__PROMPT__. Repeat the listing that follows, character for character, minus the pictures.

☆ ☆ ☆ ☆ ☆ ☆ ☆

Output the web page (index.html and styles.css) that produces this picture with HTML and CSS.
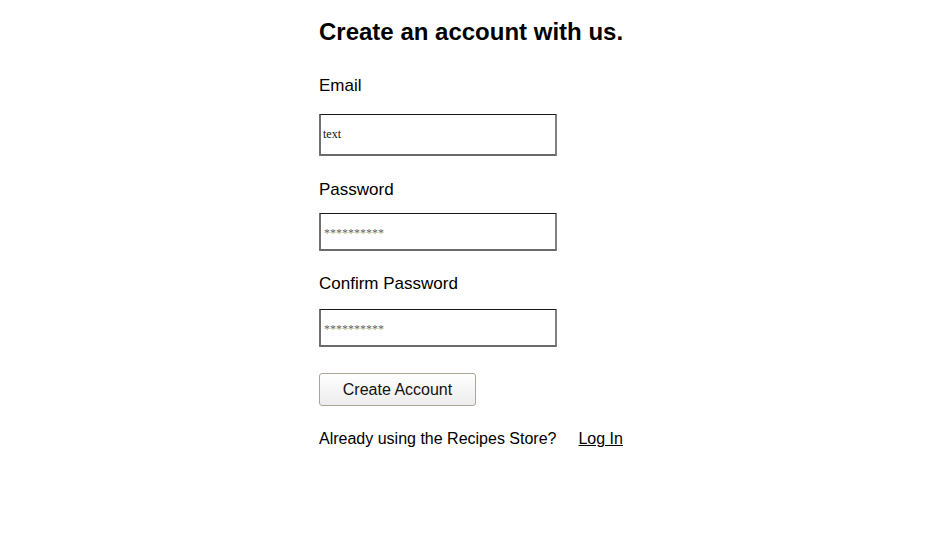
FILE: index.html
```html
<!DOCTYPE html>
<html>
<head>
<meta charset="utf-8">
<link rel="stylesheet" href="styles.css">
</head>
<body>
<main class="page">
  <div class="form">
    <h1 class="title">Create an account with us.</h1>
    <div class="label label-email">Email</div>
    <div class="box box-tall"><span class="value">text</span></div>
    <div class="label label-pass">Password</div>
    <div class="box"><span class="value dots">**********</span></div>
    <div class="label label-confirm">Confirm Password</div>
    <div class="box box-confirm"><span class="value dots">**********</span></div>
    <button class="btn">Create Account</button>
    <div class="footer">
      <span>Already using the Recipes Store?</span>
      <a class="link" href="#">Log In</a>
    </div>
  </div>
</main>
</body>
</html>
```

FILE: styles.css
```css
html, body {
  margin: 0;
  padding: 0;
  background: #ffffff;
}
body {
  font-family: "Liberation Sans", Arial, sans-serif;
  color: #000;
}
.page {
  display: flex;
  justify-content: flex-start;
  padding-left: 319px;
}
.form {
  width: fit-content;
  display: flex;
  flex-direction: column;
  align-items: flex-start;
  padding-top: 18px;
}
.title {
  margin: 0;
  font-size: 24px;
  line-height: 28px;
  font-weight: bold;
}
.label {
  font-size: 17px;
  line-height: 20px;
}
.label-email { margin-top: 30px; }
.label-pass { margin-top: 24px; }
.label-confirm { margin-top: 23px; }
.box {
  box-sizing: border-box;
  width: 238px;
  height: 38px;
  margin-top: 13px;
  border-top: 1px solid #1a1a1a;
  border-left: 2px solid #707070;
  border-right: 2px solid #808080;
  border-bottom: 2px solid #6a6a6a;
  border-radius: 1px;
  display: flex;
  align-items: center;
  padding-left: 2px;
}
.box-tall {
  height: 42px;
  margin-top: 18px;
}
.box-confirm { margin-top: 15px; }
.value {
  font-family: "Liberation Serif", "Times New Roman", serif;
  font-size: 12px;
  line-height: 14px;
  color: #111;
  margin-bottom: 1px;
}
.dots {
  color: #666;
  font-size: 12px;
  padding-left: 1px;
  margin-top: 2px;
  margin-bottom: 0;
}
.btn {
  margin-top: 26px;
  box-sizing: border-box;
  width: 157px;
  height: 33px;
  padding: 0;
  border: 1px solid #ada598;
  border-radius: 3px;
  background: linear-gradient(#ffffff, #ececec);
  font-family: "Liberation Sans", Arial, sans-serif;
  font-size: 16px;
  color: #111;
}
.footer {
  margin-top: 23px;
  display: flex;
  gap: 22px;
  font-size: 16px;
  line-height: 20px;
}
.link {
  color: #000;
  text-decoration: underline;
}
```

☆ ☆ ☆ ☆ ☆ ☆ ☆

__CORRECT RESULT__.
Output the web page (index.html and styles.css) that produces this picture with HTML and CSS.
FILE: index.html
```html
<!DOCTYPE html>
<html>
<head>
<meta charset="utf-8">
<link rel="stylesheet" href="styles.css">
</head>
<body>
<main class="page">
  <div class="form">
    <h1 class="title">Create an account with us.</h1>
    <div class="label label-email">Email</div>
    <div class="box box-tall"><span class="value">text</span></div>
    <div class="label label-pass">Password</div>
    <div class="box"><span class="value dots">**********</span></div>
    <div class="label label-confirm">Confirm Password</div>
    <div class="box box-confirm"><span class="value dots">**********</span></div>
    <button class="btn">Create Account</button>
    <div class="footer">
      <span>Already using the Recipes Store?</span>
      <a class="link" href="#">Log In</a>
    </div>
  </div>
</main>
</body>
</html>
```

FILE: styles.css
```css
html, body {
  margin: 0;
  padding: 0;
  background: #ffffff;
}
body {
  font-family: "Liberation Sans", Arial, sans-serif;
  color: #000;
}
.page {
  display: flex;
  justify-content: flex-start;
  padding-left: 319px;
}
.form {
  width: fit-content;
  display: flex;
  flex-direction: column;
  align-items: flex-start;
  padding-top: 18px;
}
.title {
  margin: 0;
  font-size: 24px;
  line-height: 28px;
  font-weight: bold;
}
.label {
  font-size: 17px;
  line-height: 20px;
}
.label-email { margin-top: 30px; }
.label-pass { margin-top: 24px; }
.label-confirm { margin-top: 23px; }
.box {
  box-sizing: border-box;
  width: 238px;
  height: 38px;
  margin-top: 13px;
  border-top: 1px solid #1a1a1a;
  border-left: 2px solid #707070;
  border-right: 2px solid #808080;
  border-bottom: 2px solid #6a6a6a;
  border-radius: 1px;
  display: flex;
  align-items: center;
  padding-left: 2px;
}
.box-tall {
  height: 42px;
  margin-top: 18px;
}
.box-confirm { margin-top: 15px; }
.value {
  font-family: "Liberation Serif", "Times New Roman", serif;
  font-size: 12px;
  line-height: 14px;
  color: #111;
  margin-bottom: 1px;
}
.dots {
  color: #666;
  font-size: 12px;
  padding-left: 1px;
  margin-top: 2px;
  margin-bottom: 0;
}
.btn {
  margin-top: 26px;
  box-sizing: border-box;
  width: 157px;
  height: 33px;
  padding: 0;
  border: 1px solid #ada598;
  border-radius: 3px;
  background: linear-gradient(#ffffff, #ececec);
  font-family: "Liberation Sans", Arial, sans-serif;
  font-size: 16px;
  color: #111;
}
.footer {
  margin-top: 23px;
  display: flex;
  gap: 22px;
  font-size: 16px;
  line-height: 20px;
}
.link {
  color: #000;
  text-decoration: underline;
}
```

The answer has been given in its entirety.